* [Set task]
Output every line exactly as written. Leave out pictures.

#### Input

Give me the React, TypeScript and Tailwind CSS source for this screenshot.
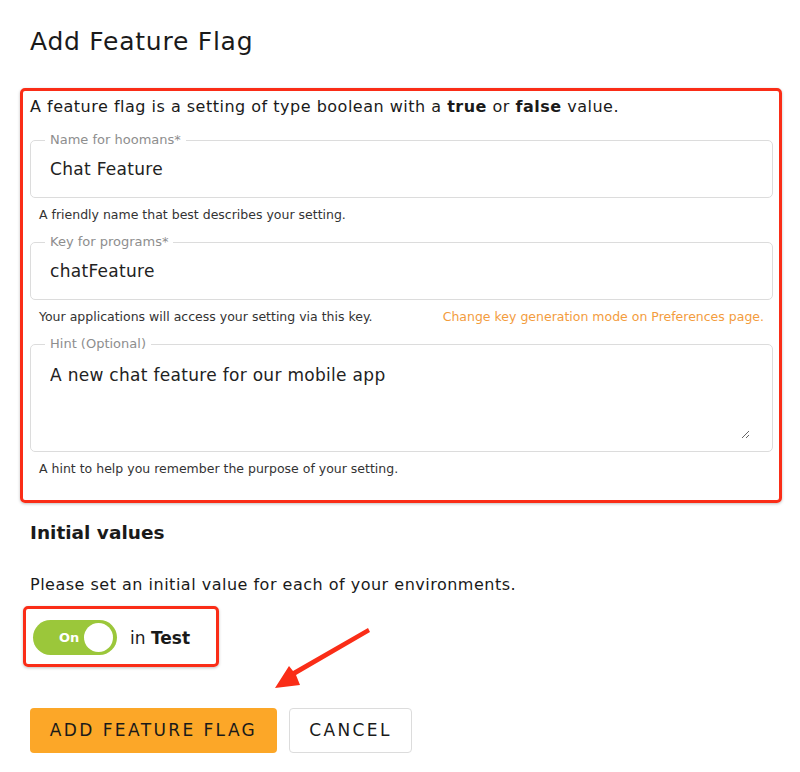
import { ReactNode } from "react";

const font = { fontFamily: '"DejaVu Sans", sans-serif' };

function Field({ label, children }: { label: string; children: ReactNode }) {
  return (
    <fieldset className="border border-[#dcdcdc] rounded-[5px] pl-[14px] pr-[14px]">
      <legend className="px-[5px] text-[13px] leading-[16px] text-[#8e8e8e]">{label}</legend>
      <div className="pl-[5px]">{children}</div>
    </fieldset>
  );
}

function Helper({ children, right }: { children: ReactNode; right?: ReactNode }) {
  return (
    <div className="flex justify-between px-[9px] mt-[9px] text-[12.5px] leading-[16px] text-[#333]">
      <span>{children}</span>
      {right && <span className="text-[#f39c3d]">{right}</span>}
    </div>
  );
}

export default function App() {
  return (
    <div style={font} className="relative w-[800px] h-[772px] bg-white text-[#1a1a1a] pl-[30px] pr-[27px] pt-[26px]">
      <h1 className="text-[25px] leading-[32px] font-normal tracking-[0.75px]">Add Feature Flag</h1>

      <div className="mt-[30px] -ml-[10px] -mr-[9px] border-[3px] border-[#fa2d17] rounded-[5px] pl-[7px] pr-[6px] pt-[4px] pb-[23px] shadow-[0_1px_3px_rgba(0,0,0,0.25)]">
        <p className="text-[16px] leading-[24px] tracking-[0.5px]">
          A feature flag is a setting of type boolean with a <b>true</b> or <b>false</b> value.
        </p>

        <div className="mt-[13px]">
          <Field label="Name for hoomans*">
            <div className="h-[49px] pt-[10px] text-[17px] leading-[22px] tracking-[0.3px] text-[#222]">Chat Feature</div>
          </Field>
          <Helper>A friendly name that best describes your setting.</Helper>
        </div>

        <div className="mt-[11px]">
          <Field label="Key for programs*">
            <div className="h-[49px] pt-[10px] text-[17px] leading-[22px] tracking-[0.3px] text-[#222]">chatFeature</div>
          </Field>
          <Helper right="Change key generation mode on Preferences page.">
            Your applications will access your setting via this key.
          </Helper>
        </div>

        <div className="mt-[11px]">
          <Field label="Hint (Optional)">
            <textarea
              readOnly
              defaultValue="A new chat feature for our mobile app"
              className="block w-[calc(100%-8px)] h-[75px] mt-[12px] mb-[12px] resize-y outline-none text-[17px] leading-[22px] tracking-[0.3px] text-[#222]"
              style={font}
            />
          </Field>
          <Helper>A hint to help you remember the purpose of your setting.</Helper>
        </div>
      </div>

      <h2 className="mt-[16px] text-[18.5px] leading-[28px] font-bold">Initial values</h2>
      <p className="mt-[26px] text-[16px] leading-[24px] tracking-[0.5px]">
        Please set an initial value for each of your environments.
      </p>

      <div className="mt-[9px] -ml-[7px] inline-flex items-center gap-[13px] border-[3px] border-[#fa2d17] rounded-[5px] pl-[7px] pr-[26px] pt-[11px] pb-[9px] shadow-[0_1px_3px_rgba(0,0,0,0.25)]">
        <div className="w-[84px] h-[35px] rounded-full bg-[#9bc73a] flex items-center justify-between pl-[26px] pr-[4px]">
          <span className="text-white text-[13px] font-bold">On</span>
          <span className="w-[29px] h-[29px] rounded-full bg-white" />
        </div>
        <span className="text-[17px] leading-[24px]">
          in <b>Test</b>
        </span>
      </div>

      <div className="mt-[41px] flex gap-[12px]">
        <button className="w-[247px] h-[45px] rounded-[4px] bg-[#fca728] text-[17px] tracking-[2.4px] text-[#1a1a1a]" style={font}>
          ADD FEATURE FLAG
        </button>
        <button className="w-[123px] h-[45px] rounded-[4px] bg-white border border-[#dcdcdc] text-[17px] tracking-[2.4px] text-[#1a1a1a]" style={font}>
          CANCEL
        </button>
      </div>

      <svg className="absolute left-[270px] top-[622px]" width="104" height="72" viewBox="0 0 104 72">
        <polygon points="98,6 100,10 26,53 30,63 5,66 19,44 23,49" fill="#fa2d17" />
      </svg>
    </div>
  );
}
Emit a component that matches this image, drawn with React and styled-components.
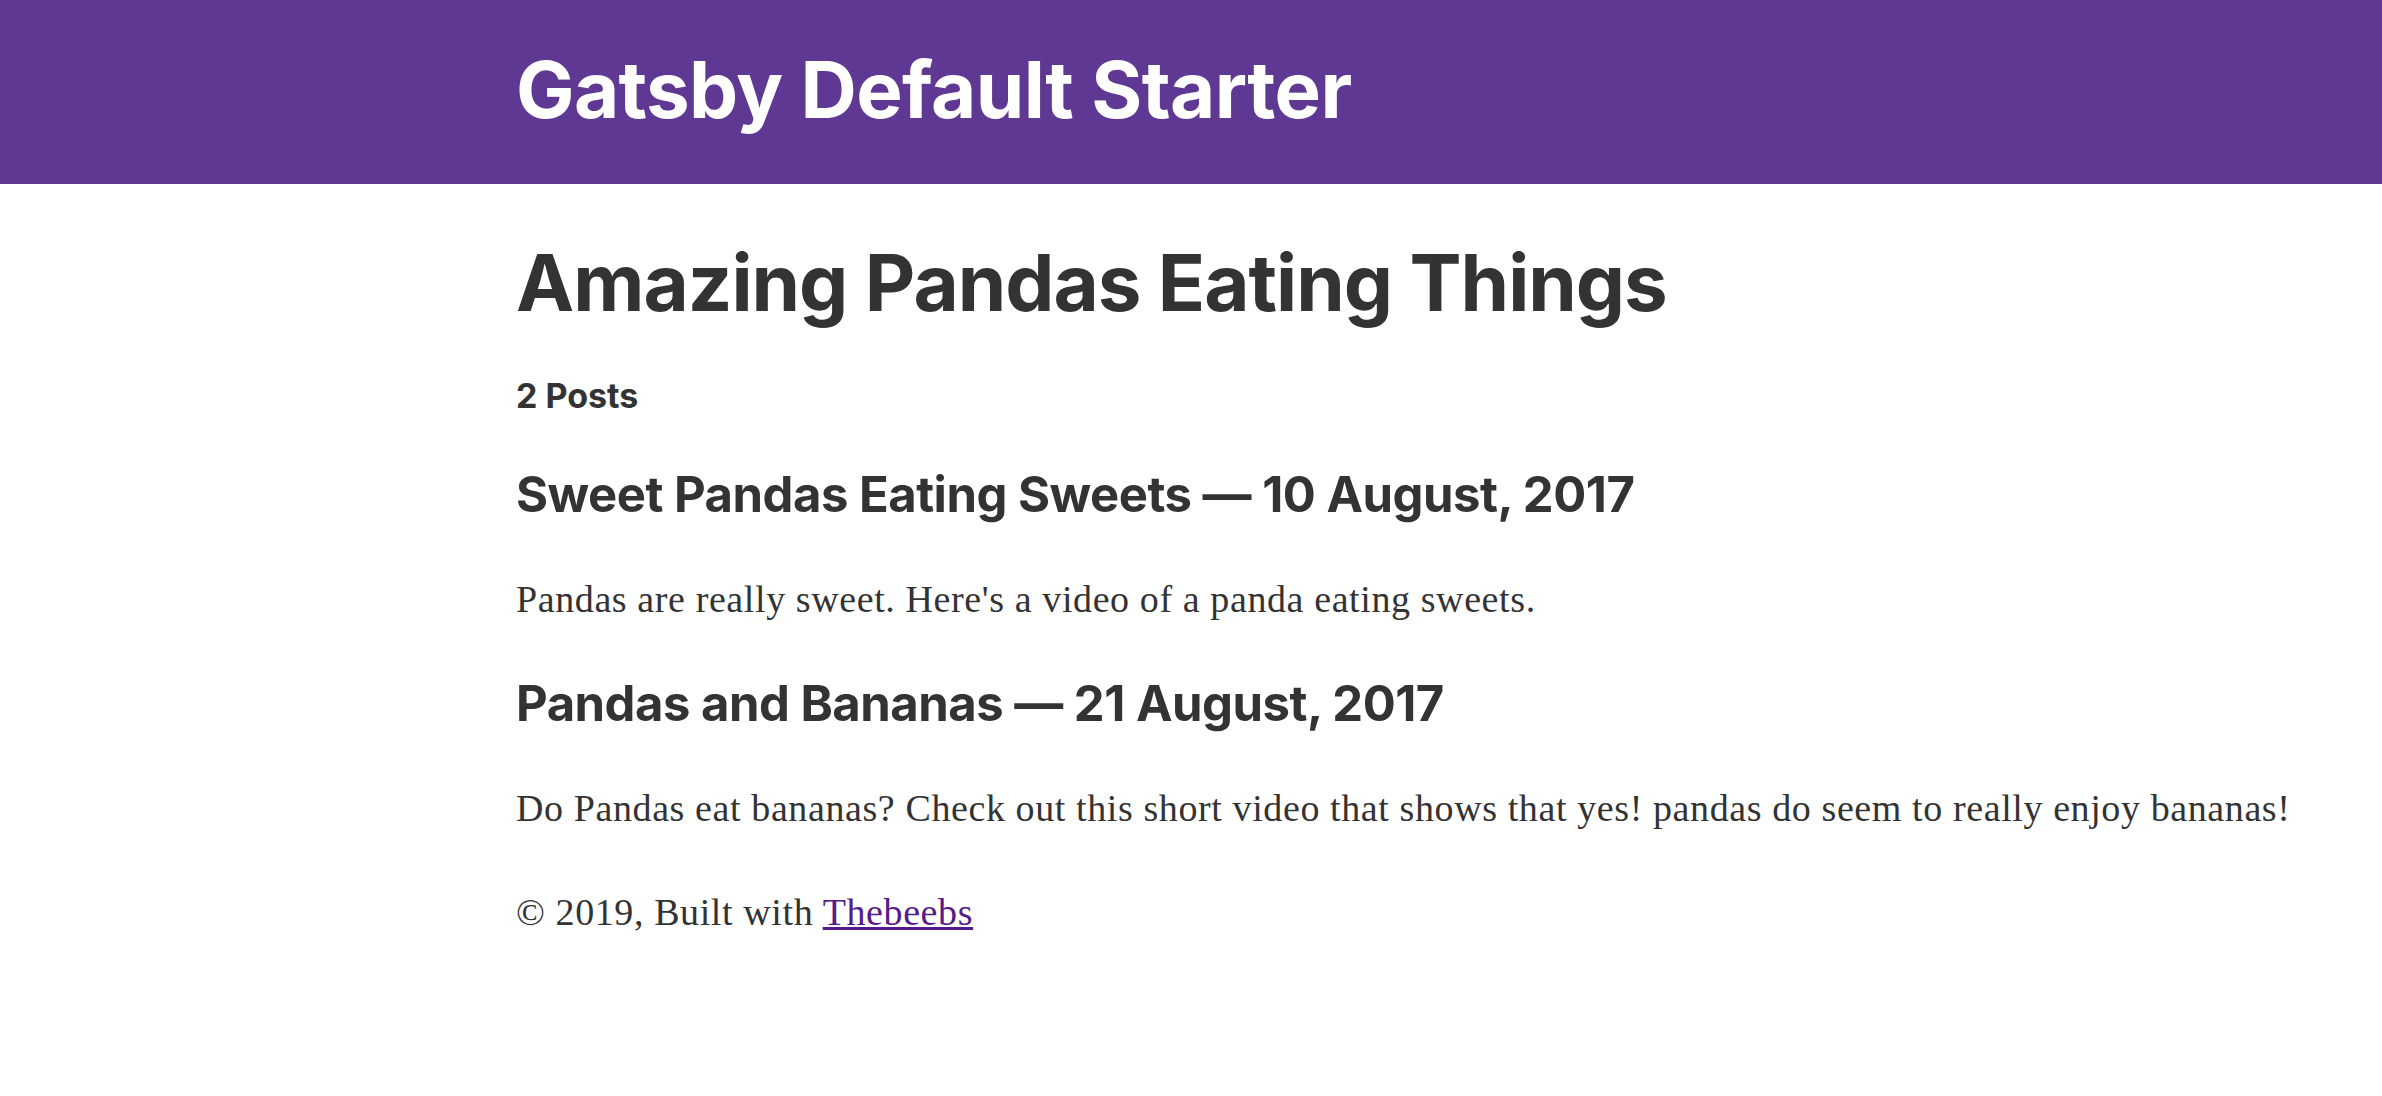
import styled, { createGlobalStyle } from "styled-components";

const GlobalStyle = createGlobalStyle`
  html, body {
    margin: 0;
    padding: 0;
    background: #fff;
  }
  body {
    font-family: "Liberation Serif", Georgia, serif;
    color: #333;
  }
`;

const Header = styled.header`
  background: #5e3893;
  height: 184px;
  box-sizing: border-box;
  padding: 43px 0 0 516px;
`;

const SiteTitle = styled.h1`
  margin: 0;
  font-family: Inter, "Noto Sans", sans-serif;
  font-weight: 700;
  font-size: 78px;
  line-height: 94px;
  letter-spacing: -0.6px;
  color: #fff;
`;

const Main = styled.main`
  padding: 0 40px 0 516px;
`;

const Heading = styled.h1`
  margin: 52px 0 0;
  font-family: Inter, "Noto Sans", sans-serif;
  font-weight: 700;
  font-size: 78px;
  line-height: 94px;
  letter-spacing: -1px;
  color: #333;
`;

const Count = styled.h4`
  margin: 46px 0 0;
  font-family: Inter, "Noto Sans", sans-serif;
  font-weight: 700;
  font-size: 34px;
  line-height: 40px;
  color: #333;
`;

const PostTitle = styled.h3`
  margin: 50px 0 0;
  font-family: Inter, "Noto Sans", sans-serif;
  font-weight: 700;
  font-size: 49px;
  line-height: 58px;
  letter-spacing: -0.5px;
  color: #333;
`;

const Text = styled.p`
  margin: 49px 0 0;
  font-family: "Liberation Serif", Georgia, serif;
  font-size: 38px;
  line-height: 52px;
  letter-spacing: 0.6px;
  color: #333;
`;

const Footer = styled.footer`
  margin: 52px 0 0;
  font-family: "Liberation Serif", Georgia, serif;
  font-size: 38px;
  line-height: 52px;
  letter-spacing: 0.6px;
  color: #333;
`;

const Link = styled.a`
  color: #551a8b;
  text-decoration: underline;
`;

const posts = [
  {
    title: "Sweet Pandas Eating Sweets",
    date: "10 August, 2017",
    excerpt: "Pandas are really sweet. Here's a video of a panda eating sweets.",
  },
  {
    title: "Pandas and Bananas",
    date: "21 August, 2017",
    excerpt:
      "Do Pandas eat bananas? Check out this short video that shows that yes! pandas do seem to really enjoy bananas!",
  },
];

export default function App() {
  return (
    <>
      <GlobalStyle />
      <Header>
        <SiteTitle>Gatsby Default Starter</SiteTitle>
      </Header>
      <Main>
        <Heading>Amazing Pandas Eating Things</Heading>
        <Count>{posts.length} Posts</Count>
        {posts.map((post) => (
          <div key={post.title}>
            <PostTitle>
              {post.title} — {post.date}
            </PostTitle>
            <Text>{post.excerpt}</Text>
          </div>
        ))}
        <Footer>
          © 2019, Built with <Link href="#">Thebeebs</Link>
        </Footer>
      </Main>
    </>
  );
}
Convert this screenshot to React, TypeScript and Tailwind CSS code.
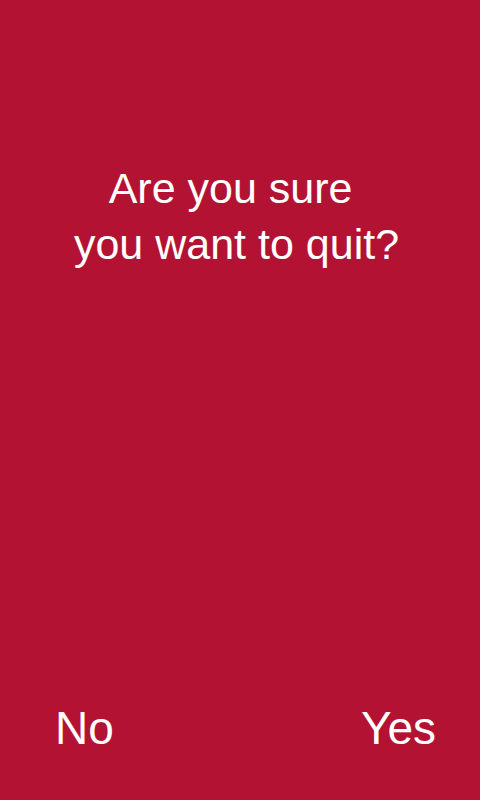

########

* [Full output]
Give me the React, TypeScript and Tailwind CSS source for this screenshot.
import { ReactNode } from "react";

const font = { fontFamily: '"DejaVu Sans", sans-serif' };

function Field({ label, children }: { label: string; children: ReactNode }) {
  return (
    <fieldset className="border border-[#dcdcdc] rounded-[5px] pl-[14px] pr-[14px]">
      <legend className="px-[5px] text-[13px] leading-[16px] text-[#8e8e8e]">{label}</legend>
      <div className="pl-[5px]">{children}</div>
    </fieldset>
  );
}

function Helper({ children, right }: { children: ReactNode; right?: ReactNode }) {
  return (
    <div className="flex justify-between px-[9px] mt-[9px] text-[12.5px] leading-[16px] text-[#333]">
      <span>{children}</span>
      {right && <span className="text-[#f39c3d]">{right}</span>}
    </div>
  );
}

export default function App() {
  return (
    <div style={font} className="relative w-[800px] h-[772px] bg-white text-[#1a1a1a] pl-[30px] pr-[27px] pt-[26px]">
      <h1 className="text-[25px] leading-[32px] font-normal tracking-[0.75px]">Add Feature Flag</h1>

      <div className="mt-[30px] -ml-[10px] -mr-[9px] border-[3px] border-[#fa2d17] rounded-[5px] pl-[7px] pr-[6px] pt-[4px] pb-[23px] shadow-[0_1px_3px_rgba(0,0,0,0.25)]">
        <p className="text-[16px] leading-[24px] tracking-[0.5px]">
          A feature flag is a setting of type boolean with a <b>true</b> or <b>false</b> value.
        </p>

        <div className="mt-[13px]">
          <Field label="Name for hoomans*">
            <div className="h-[49px] pt-[10px] text-[17px] leading-[22px] tracking-[0.3px] text-[#222]">Chat Feature</div>
          </Field>
          <Helper>A friendly name that best describes your setting.</Helper>
        </div>

        <div className="mt-[11px]">
          <Field label="Key for programs*">
            <div className="h-[49px] pt-[10px] text-[17px] leading-[22px] tracking-[0.3px] text-[#222]">chatFeature</div>
          </Field>
          <Helper right="Change key generation mode on Preferences page.">
            Your applications will access your setting via this key.
          </Helper>
        </div>

        <div className="mt-[11px]">
          <Field label="Hint (Optional)">
            <textarea
              readOnly
              defaultValue="A new chat feature for our mobile app"
              className="block w-[calc(100%-8px)] h-[75px] mt-[12px] mb-[12px] resize-y outline-none text-[17px] leading-[22px] tracking-[0.3px] text-[#222]"
              style={font}
            />
          </Field>
          <Helper>A hint to help you remember the purpose of your setting.</Helper>
        </div>
      </div>

      <h2 className="mt-[16px] text-[18.5px] leading-[28px] font-bold">Initial values</h2>
      <p className="mt-[26px] text-[16px] leading-[24px] tracking-[0.5px]">
        Please set an initial value for each of your environments.
      </p>

      <div className="mt-[9px] -ml-[7px] inline-flex items-center gap-[13px] border-[3px] border-[#fa2d17] rounded-[5px] pl-[7px] pr-[26px] pt-[11px] pb-[9px] shadow-[0_1px_3px_rgba(0,0,0,0.25)]">
        <div className="w-[84px] h-[35px] rounded-full bg-[#9bc73a] flex items-center justify-between pl-[26px] pr-[4px]">
          <span className="text-white text-[13px] font-bold">On</span>
          <span className="w-[29px] h-[29px] rounded-full bg-white" />
        </div>
        <span className="text-[17px] leading-[24px]">
          in <b>Test</b>
        </span>
      </div>

      <div className="mt-[41px] flex gap-[12px]">
        <button className="w-[247px] h-[45px] rounded-[4px] bg-[#fca728] text-[17px] tracking-[2.4px] text-[#1a1a1a]" style={font}>
          ADD FEATURE FLAG
        </button>
        <button className="w-[123px] h-[45px] rounded-[4px] bg-white border border-[#dcdcdc] text-[17px] tracking-[2.4px] text-[#1a1a1a]" style={font}>
          CANCEL
        </button>
      </div>

      <svg className="absolute left-[270px] top-[622px]" width="104" height="72" viewBox="0 0 104 72">
        <polygon points="98,6 100,10 26,53 30,63 5,66 19,44 23,49" fill="#fa2d17" />
      </svg>
    </div>
  );
}
Emit a component that matches this image, drawn with React and styled-components.
import styled, { createGlobalStyle } from "styled-components";

const GlobalStyle = createGlobalStyle`
  html, body {
    margin: 0;
    padding: 0;
    background: #fff;
  }
  body {
    font-family: "Liberation Serif", Georgia, serif;
    color: #333;
  }
`;

const Header = styled.header`
  background: #5e3893;
  height: 184px;
  box-sizing: border-box;
  padding: 43px 0 0 516px;
`;

const SiteTitle = styled.h1`
  margin: 0;
  font-family: Inter, "Noto Sans", sans-serif;
  font-weight: 700;
  font-size: 78px;
  line-height: 94px;
  letter-spacing: -0.6px;
  color: #fff;
`;

const Main = styled.main`
  padding: 0 40px 0 516px;
`;

const Heading = styled.h1`
  margin: 52px 0 0;
  font-family: Inter, "Noto Sans", sans-serif;
  font-weight: 700;
  font-size: 78px;
  line-height: 94px;
  letter-spacing: -1px;
  color: #333;
`;

const Count = styled.h4`
  margin: 46px 0 0;
  font-family: Inter, "Noto Sans", sans-serif;
  font-weight: 700;
  font-size: 34px;
  line-height: 40px;
  color: #333;
`;

const PostTitle = styled.h3`
  margin: 50px 0 0;
  font-family: Inter, "Noto Sans", sans-serif;
  font-weight: 700;
  font-size: 49px;
  line-height: 58px;
  letter-spacing: -0.5px;
  color: #333;
`;

const Text = styled.p`
  margin: 49px 0 0;
  font-family: "Liberation Serif", Georgia, serif;
  font-size: 38px;
  line-height: 52px;
  letter-spacing: 0.6px;
  color: #333;
`;

const Footer = styled.footer`
  margin: 52px 0 0;
  font-family: "Liberation Serif", Georgia, serif;
  font-size: 38px;
  line-height: 52px;
  letter-spacing: 0.6px;
  color: #333;
`;

const Link = styled.a`
  color: #551a8b;
  text-decoration: underline;
`;

const posts = [
  {
    title: "Sweet Pandas Eating Sweets",
    date: "10 August, 2017",
    excerpt: "Pandas are really sweet. Here's a video of a panda eating sweets.",
  },
  {
    title: "Pandas and Bananas",
    date: "21 August, 2017",
    excerpt:
      "Do Pandas eat bananas? Check out this short video that shows that yes! pandas do seem to really enjoy bananas!",
  },
];

export default function App() {
  return (
    <>
      <GlobalStyle />
      <Header>
        <SiteTitle>Gatsby Default Starter</SiteTitle>
      </Header>
      <Main>
        <Heading>Amazing Pandas Eating Things</Heading>
        <Count>{posts.length} Posts</Count>
        {posts.map((post) => (
          <div key={post.title}>
            <PostTitle>
              {post.title} — {post.date}
            </PostTitle>
            <Text>{post.excerpt}</Text>
          </div>
        ))}
        <Footer>
          © 2019, Built with <Link href="#">Thebeebs</Link>
        </Footer>
      </Main>
    </>
  );
}
Convert this screenshot to React, TypeScript and Tailwind CSS code.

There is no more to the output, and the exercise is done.